((
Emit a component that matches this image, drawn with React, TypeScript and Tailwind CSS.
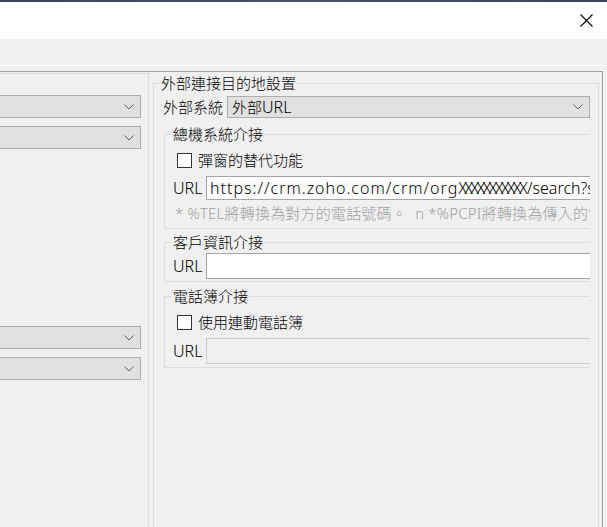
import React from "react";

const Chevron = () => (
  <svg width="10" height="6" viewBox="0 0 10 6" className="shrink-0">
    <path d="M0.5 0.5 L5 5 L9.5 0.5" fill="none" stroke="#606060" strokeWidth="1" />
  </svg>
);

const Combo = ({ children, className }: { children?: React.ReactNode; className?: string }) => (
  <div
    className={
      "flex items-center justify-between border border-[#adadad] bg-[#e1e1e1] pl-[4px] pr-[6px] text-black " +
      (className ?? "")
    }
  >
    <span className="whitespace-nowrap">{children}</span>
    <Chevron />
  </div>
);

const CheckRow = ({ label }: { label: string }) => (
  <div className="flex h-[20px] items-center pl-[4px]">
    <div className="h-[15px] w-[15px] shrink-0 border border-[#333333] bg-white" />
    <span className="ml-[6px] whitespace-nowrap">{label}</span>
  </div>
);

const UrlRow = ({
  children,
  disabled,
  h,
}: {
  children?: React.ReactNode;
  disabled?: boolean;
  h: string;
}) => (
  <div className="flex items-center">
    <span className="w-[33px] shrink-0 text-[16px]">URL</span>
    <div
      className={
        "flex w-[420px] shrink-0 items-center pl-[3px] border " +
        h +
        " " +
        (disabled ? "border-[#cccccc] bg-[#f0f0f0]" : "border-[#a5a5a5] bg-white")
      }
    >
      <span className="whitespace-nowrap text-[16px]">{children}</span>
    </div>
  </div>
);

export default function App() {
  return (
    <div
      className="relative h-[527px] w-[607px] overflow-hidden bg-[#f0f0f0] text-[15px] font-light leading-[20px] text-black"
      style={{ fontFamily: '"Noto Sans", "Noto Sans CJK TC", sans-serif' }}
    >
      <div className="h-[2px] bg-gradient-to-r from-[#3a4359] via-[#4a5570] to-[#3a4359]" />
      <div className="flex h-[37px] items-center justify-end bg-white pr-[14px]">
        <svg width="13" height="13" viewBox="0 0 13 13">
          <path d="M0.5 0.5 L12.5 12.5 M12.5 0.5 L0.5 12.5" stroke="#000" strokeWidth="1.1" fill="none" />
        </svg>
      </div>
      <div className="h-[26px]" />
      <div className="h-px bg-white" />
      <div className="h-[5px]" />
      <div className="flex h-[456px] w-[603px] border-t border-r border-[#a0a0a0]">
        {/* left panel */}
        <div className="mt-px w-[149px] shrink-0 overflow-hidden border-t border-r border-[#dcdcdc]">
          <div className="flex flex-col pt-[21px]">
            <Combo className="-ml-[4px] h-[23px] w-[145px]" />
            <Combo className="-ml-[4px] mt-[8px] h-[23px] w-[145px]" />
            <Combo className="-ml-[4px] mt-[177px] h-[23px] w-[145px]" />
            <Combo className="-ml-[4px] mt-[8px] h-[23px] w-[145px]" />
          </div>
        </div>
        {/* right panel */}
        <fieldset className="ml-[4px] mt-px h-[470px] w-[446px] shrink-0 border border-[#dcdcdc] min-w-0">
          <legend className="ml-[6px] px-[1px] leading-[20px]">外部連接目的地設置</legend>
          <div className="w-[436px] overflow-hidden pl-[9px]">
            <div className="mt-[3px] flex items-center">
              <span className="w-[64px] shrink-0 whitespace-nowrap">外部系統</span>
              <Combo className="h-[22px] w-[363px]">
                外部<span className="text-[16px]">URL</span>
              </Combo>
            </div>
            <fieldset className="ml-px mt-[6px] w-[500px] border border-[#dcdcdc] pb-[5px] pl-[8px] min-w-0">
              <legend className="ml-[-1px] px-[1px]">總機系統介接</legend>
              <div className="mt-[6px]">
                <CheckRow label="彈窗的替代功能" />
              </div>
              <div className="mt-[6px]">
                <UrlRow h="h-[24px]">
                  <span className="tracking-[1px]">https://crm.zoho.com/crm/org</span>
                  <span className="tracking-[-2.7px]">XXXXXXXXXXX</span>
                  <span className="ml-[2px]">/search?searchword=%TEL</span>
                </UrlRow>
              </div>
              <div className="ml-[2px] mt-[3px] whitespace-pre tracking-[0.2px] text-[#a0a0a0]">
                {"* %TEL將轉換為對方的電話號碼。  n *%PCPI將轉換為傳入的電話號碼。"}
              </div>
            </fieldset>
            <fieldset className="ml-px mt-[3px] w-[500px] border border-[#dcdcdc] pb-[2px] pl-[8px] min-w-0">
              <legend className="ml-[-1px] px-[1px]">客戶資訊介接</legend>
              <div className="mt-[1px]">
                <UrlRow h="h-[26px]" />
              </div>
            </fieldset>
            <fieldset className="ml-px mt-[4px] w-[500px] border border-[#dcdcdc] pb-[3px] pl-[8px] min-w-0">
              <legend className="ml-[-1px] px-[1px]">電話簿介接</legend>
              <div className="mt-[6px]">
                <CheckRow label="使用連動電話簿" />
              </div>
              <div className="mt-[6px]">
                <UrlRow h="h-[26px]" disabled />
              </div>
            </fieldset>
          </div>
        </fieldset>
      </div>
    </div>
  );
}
))
Aim of the exercise:
Extract the full listing exactly, with the pictures left out.

Solution:
Emit a component that matches this image, drawn with React, TypeScript and Tailwind CSS.
import React from "react";

const Chevron = () => (
  <svg width="10" height="6" viewBox="0 0 10 6" className="shrink-0">
    <path d="M0.5 0.5 L5 5 L9.5 0.5" fill="none" stroke="#606060" strokeWidth="1" />
  </svg>
);

const Combo = ({ children, className }: { children?: React.ReactNode; className?: string }) => (
  <div
    className={
      "flex items-center justify-between border border-[#adadad] bg-[#e1e1e1] pl-[4px] pr-[6px] text-black " +
      (className ?? "")
    }
  >
    <span className="whitespace-nowrap">{children}</span>
    <Chevron />
  </div>
);

const CheckRow = ({ label }: { label: string }) => (
  <div className="flex h-[20px] items-center pl-[4px]">
    <div className="h-[15px] w-[15px] shrink-0 border border-[#333333] bg-white" />
    <span className="ml-[6px] whitespace-nowrap">{label}</span>
  </div>
);

const UrlRow = ({
  children,
  disabled,
  h,
}: {
  children?: React.ReactNode;
  disabled?: boolean;
  h: string;
}) => (
  <div className="flex items-center">
    <span className="w-[33px] shrink-0 text-[16px]">URL</span>
    <div
      className={
        "flex w-[420px] shrink-0 items-center pl-[3px] border " +
        h +
        " " +
        (disabled ? "border-[#cccccc] bg-[#f0f0f0]" : "border-[#a5a5a5] bg-white")
      }
    >
      <span className="whitespace-nowrap text-[16px]">{children}</span>
    </div>
  </div>
);

export default function App() {
  return (
    <div
      className="relative h-[527px] w-[607px] overflow-hidden bg-[#f0f0f0] text-[15px] font-light leading-[20px] text-black"
      style={{ fontFamily: '"Noto Sans", "Noto Sans CJK TC", sans-serif' }}
    >
      <div className="h-[2px] bg-gradient-to-r from-[#3a4359] via-[#4a5570] to-[#3a4359]" />
      <div className="flex h-[37px] items-center justify-end bg-white pr-[14px]">
        <svg width="13" height="13" viewBox="0 0 13 13">
          <path d="M0.5 0.5 L12.5 12.5 M12.5 0.5 L0.5 12.5" stroke="#000" strokeWidth="1.1" fill="none" />
        </svg>
      </div>
      <div className="h-[26px]" />
      <div className="h-px bg-white" />
      <div className="h-[5px]" />
      <div className="flex h-[456px] w-[603px] border-t border-r border-[#a0a0a0]">
        {/* left panel */}
        <div className="mt-px w-[149px] shrink-0 overflow-hidden border-t border-r border-[#dcdcdc]">
          <div className="flex flex-col pt-[21px]">
            <Combo className="-ml-[4px] h-[23px] w-[145px]" />
            <Combo className="-ml-[4px] mt-[8px] h-[23px] w-[145px]" />
            <Combo className="-ml-[4px] mt-[177px] h-[23px] w-[145px]" />
            <Combo className="-ml-[4px] mt-[8px] h-[23px] w-[145px]" />
          </div>
        </div>
        {/* right panel */}
        <fieldset className="ml-[4px] mt-px h-[470px] w-[446px] shrink-0 border border-[#dcdcdc] min-w-0">
          <legend className="ml-[6px] px-[1px] leading-[20px]">外部連接目的地設置</legend>
          <div className="w-[436px] overflow-hidden pl-[9px]">
            <div className="mt-[3px] flex items-center">
              <span className="w-[64px] shrink-0 whitespace-nowrap">外部系統</span>
              <Combo className="h-[22px] w-[363px]">
                外部<span className="text-[16px]">URL</span>
              </Combo>
            </div>
            <fieldset className="ml-px mt-[6px] w-[500px] border border-[#dcdcdc] pb-[5px] pl-[8px] min-w-0">
              <legend className="ml-[-1px] px-[1px]">總機系統介接</legend>
              <div className="mt-[6px]">
                <CheckRow label="彈窗的替代功能" />
              </div>
              <div className="mt-[6px]">
                <UrlRow h="h-[24px]">
                  <span className="tracking-[1px]">https://crm.zoho.com/crm/org</span>
                  <span className="tracking-[-2.7px]">XXXXXXXXXXX</span>
                  <span className="ml-[2px]">/search?searchword=%TEL</span>
                </UrlRow>
              </div>
              <div className="ml-[2px] mt-[3px] whitespace-pre tracking-[0.2px] text-[#a0a0a0]">
                {"* %TEL將轉換為對方的電話號碼。  n *%PCPI將轉換為傳入的電話號碼。"}
              </div>
            </fieldset>
            <fieldset className="ml-px mt-[3px] w-[500px] border border-[#dcdcdc] pb-[2px] pl-[8px] min-w-0">
              <legend className="ml-[-1px] px-[1px]">客戶資訊介接</legend>
              <div className="mt-[1px]">
                <UrlRow h="h-[26px]" />
              </div>
            </fieldset>
            <fieldset className="ml-px mt-[4px] w-[500px] border border-[#dcdcdc] pb-[3px] pl-[8px] min-w-0">
              <legend className="ml-[-1px] px-[1px]">電話簿介接</legend>
              <div className="mt-[6px]">
                <CheckRow label="使用連動電話簿" />
              </div>
              <div className="mt-[6px]">
                <UrlRow h="h-[26px]" disabled />
              </div>
            </fieldset>
          </div>
        </fieldset>
      </div>
    </div>
  );
}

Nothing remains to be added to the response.